I liked to watch the fights. Somehow it reminded me of writing. You needed the same thing, talent, guts and condition. Only the condition was mental, spiritual. You were never a writer. You had to become a writer each time you sat down to the machine. What was hard sometimes was finding that chair and sitting in it. Sometimes you couldn’t sit in it. Like everybody else in the world, for you, things got in the way: small troubles, big troubles, continues slamming and bangings. You had to be in condition to endure what was trying to kill you. That’s the message I got from watching the fights, or watching the horses run, or the way the jocks kept overcoming bad luck, spills on the track and personal little horrors off the track. I wrote about life, haha. But what really astonished me was the immense courage of some of the people living that life. That kept me going. — Charles Bukowski, Hollywood[0]

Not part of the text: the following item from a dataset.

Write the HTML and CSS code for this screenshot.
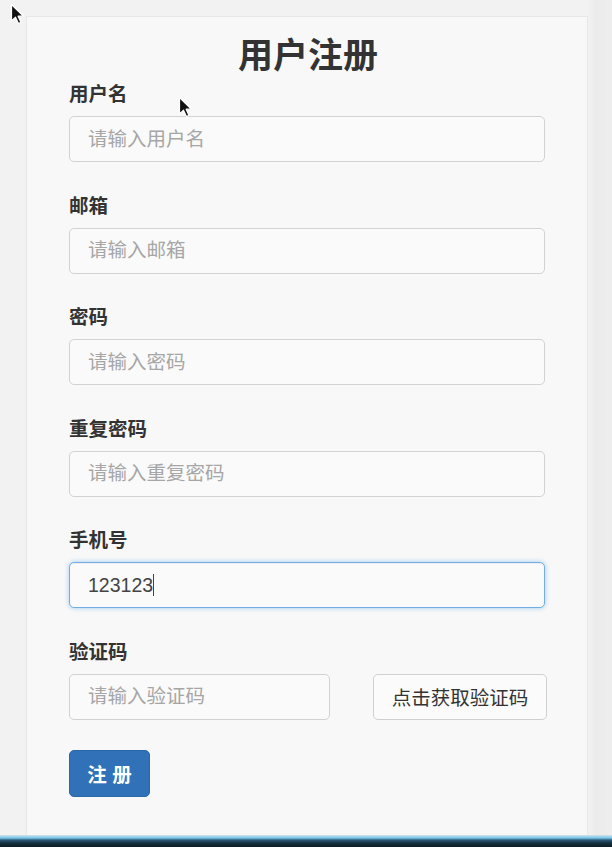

I was not one of the ones who came forward to comfort her, as I stayed the same distance from her as one might from a lit pipe bomb set by your lunacile friend on the pitcher’s mound at the local little league baseball park. Intriguing? Yes. But when it came to women, I always had my eye trained long term on a girl one could at least consider marrying, a skill I learned in long-term stock picking. I was not to be distracted with pickled office mates — too boozily close for comfort. Furthemore, distractions were costly because it wasn’t even 9am and things at the office were busy. At this point, I was short a LOT of (incredibly crappy companies) stocks, and it was the 2nd year in a…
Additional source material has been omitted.